A reader had this to say about the to-do list that keeps getting longer: My biggest challenge is that I make lists but then often don’t get through the daily list. So tasks just accumulate and the backlog gets longer and longer. It’s not that my daily list is too long. The problem is I don’t stick to the list but often get side tracked by interesting things on the internet or I’ll deal with emails and find they take up the day. I guess it comes down to self-discipline.
There’s nothing wrong with a long to-do list. It’s not having that list that would worry me. A comprehensive to-do list provides a singular place to trap everything that needs attention. Having that list means choices you can’t act on in the moment don’t become forgotten. Here are some tips for making that long to-do list a friend:
- Make the list clear. Start tasks with a verb so you can see yourself doing the task. Word it so you know exactly what to do. What looks like one task may really be a project consisting of 5 or 10 tasks. Break it down. What’s easy gets done.

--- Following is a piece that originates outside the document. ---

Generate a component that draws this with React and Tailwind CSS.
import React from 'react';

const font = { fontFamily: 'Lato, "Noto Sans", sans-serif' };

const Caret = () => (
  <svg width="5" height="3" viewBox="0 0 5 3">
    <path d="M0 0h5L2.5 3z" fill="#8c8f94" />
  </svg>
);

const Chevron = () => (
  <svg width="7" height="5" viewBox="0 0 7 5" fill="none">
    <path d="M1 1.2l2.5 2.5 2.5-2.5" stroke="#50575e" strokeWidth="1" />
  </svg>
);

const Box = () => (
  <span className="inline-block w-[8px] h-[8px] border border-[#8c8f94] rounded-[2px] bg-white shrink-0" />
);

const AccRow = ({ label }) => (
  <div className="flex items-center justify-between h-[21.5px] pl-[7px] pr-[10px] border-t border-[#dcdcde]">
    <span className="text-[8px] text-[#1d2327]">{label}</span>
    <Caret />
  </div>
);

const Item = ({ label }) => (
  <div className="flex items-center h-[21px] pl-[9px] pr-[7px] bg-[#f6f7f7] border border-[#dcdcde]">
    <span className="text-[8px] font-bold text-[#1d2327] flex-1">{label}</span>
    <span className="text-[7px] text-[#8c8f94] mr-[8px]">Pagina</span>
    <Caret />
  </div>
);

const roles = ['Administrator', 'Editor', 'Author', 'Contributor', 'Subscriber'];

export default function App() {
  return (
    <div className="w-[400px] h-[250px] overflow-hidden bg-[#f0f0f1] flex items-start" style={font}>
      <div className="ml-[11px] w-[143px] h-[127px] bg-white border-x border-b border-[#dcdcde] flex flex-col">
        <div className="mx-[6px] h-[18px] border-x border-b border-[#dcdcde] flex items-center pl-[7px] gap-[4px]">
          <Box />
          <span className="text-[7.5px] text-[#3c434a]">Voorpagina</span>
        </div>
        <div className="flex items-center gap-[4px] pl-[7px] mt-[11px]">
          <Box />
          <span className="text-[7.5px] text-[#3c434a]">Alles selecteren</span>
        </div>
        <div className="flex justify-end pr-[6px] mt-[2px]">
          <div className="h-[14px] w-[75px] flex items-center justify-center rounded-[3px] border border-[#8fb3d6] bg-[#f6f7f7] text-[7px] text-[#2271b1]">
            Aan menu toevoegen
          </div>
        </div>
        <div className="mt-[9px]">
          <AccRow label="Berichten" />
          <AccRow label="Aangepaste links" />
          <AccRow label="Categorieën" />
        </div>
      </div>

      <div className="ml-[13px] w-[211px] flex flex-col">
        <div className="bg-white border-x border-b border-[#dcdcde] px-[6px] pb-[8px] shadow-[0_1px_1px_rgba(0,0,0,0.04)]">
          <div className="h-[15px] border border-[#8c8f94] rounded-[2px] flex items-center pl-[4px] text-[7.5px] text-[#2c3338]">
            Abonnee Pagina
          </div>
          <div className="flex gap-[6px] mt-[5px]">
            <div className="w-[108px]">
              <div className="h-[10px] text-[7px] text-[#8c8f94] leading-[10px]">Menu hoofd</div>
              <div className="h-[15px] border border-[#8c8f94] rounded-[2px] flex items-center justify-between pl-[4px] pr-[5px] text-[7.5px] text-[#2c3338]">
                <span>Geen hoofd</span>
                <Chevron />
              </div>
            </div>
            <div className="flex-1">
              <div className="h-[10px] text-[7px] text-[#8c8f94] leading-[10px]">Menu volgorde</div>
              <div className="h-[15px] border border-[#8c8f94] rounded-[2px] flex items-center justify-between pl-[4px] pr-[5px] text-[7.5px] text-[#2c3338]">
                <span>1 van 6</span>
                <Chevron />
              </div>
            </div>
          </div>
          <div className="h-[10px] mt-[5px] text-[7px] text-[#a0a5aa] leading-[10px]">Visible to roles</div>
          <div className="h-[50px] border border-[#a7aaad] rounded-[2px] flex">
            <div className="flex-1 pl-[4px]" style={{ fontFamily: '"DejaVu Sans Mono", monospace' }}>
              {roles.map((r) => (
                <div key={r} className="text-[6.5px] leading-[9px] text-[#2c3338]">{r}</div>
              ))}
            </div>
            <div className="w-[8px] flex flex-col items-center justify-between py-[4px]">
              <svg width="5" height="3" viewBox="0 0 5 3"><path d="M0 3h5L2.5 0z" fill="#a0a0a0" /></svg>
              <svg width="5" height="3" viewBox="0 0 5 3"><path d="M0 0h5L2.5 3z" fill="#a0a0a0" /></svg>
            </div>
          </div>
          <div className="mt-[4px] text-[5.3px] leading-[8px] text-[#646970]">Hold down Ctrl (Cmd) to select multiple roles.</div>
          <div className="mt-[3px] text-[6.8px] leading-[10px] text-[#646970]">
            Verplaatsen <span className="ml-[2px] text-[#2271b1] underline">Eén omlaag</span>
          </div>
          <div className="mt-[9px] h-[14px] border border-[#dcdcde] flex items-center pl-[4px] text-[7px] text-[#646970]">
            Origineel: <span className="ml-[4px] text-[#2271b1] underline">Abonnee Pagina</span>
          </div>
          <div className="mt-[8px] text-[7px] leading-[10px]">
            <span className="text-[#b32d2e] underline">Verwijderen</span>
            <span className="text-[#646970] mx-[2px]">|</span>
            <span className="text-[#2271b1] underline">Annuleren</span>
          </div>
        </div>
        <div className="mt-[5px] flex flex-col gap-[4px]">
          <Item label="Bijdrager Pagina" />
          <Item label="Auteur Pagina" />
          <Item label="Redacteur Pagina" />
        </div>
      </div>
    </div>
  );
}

- Put it in order. That doesn’t mean you must decide whether a task is going to be #126 or #127. Do select the “Fab 5,” the five tasks that are the most critical, and put those at the top of the to-do list. If you use a digital list, use the “priority” field and sort today’s list by that field. Use the priority field to segment your list into the “Fab 5,” other tasks for the morning, tasks for the afternoon, and tasks for the evening. What doesn’t get done will roll over to tomorrow. You never have to re-write the to-do list.
- Batch related tasks. Much of putting the list “in order” involves grouping like items. Run errands in one batch. Arrange quick 1-on-1 conversations at the office on one batch. You are less likely to engage in chit-chat when you know you have four more people to see. Batch phone calls. Calls tend to be shorter when you see the next five of them on the list. This post discussing batching communication.
- Have a “Master List.” We all need a parking place for those things we plan for the future. Some tasks will have a particular date. Assign that date in your digital task list. If you use a paper planner, flip to that day and enter the task. If the task doesn’t have a specific date, put it on a “Master List.” I like to assign the last day of the month to those tasks to do “sometime.” With a paper planner, create this list in the back. As for plans for the coming days, look at the Master List and pull tasks that will fit into your plan. With a digital list, it’s as simple as changing the date. This post focuses on the Master List.
- Blast them into the future. Backlogs are a part of life in most professions. Things work in cycles. At times, work comes in faster than work can be done. When the list becomes a chore, look for items to jettison to next week or the Master List. With a digital list, it’s as easy as changing the date. When things calm down, you’ll see plenty of candidates for batching.
The key to overcoming procrastination
Make the list irresistible. Diversions to Facebook, YouTube, or the water-cooler hangout happen because they are more attractive than your work. If you are like most people, getting started is the hard part. If you can see a list of easy tasks ordered logically, it’s fun to jump in at the top and see what you do to make the day count. When you can see all the choices, you make better choices.